------ DATASET EXCERPT ------

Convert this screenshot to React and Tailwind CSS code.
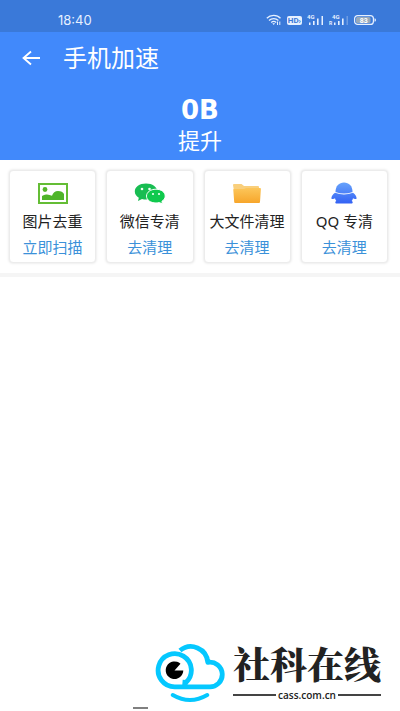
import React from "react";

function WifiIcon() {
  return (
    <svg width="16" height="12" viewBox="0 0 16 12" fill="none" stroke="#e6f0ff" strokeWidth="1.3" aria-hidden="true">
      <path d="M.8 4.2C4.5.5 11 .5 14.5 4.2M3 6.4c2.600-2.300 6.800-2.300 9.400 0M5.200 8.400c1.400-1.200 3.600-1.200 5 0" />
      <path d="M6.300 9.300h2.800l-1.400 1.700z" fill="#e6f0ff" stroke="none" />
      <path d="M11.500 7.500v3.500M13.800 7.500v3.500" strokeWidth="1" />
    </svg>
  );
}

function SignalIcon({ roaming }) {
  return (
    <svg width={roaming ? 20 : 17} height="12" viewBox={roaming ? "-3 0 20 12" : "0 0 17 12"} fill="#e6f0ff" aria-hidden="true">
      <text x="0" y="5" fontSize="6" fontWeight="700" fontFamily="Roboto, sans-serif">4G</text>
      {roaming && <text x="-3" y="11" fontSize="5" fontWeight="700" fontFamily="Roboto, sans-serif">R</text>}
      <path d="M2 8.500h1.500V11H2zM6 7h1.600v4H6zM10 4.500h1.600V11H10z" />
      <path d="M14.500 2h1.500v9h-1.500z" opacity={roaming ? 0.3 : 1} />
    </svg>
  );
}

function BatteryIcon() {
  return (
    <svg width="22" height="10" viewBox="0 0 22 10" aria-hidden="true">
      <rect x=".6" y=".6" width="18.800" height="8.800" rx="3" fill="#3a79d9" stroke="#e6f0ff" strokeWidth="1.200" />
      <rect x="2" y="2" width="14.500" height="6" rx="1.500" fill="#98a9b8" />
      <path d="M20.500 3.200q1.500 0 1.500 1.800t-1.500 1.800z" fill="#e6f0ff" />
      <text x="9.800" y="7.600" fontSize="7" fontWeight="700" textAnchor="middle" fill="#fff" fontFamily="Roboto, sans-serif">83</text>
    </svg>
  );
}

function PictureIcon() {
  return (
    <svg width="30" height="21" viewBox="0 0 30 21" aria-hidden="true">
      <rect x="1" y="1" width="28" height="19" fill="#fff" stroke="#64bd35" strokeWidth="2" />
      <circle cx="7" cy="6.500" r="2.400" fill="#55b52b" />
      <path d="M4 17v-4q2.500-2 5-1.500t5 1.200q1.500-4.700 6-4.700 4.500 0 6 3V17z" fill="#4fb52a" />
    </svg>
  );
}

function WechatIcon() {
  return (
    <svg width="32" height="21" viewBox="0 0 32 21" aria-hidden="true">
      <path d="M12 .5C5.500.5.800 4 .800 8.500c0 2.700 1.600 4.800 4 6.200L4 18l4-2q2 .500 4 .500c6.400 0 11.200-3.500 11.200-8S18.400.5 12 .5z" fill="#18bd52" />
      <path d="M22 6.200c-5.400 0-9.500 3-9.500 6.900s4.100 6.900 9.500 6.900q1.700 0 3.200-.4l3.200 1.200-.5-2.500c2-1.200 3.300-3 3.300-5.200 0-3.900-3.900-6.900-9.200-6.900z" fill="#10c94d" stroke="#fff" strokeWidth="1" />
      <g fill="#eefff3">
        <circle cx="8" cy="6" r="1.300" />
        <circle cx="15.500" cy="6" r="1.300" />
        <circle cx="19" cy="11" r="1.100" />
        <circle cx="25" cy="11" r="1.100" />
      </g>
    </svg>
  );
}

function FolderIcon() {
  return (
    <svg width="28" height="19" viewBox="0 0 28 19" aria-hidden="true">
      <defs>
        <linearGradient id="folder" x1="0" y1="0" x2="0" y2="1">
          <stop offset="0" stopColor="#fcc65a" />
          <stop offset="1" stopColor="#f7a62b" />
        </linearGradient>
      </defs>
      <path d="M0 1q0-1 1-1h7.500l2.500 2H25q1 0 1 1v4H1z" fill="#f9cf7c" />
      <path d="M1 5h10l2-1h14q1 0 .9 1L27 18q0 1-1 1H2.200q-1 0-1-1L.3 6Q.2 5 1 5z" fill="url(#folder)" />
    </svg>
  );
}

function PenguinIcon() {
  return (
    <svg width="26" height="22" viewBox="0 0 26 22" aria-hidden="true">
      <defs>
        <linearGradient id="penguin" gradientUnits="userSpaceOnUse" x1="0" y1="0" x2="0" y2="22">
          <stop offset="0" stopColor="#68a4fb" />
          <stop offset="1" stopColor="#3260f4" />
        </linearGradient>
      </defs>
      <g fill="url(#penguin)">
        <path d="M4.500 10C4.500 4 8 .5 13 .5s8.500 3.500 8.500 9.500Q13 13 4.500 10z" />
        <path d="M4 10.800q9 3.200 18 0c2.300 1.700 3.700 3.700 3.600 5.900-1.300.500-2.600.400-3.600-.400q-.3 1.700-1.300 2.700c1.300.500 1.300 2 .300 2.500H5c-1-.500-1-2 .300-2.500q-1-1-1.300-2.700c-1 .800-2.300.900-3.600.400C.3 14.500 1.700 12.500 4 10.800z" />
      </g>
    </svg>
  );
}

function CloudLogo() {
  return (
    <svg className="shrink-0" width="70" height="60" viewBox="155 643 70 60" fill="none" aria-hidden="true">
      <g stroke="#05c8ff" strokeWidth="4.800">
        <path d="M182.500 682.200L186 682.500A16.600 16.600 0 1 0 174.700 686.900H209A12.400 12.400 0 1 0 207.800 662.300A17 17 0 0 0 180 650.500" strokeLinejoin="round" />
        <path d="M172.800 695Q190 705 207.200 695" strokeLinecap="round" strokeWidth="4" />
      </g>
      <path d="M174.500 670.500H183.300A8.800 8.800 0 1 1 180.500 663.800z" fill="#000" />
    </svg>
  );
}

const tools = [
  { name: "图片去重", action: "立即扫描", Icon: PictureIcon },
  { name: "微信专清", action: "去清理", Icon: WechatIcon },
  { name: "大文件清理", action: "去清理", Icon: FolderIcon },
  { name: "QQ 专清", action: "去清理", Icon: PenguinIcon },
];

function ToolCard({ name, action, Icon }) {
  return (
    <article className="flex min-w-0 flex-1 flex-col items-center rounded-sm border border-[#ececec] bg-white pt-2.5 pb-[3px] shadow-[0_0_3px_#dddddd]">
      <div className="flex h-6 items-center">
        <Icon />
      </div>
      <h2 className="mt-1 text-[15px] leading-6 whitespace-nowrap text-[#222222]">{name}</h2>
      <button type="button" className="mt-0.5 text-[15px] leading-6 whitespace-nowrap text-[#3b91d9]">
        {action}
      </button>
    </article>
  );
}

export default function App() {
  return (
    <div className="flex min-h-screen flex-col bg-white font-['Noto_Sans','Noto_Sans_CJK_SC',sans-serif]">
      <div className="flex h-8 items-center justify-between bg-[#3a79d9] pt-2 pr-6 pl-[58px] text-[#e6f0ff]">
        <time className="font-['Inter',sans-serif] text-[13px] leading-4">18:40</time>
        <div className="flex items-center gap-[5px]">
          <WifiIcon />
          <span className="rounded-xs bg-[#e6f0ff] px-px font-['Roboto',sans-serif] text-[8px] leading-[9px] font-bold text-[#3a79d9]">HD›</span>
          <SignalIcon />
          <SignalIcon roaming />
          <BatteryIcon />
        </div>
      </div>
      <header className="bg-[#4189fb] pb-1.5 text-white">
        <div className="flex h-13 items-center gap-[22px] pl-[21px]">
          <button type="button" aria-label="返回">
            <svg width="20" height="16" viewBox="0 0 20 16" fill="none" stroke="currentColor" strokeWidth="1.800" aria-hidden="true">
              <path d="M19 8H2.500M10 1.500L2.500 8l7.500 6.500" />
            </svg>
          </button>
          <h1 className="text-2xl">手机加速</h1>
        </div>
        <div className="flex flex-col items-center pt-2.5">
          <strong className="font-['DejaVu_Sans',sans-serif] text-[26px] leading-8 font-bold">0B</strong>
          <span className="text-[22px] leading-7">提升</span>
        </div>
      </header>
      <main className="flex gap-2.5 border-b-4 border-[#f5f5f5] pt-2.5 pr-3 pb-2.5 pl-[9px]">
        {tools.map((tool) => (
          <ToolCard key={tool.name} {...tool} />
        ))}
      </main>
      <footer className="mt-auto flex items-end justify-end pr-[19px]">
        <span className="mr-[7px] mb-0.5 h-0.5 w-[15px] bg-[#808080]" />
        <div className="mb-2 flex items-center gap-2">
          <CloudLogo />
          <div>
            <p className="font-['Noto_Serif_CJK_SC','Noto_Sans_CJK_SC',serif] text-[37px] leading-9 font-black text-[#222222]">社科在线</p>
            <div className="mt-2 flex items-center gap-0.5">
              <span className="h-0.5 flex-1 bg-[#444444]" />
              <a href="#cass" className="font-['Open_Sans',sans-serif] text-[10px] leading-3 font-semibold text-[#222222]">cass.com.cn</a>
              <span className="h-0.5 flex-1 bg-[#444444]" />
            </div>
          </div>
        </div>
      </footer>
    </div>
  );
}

------

→ **TASK**
Write out an exact copy of the listing, first line through the line containing "import React from", with the pictures left out.

→ **FINISHED ANSWER**
Convert this screenshot to React and Tailwind CSS code.
import React from "react";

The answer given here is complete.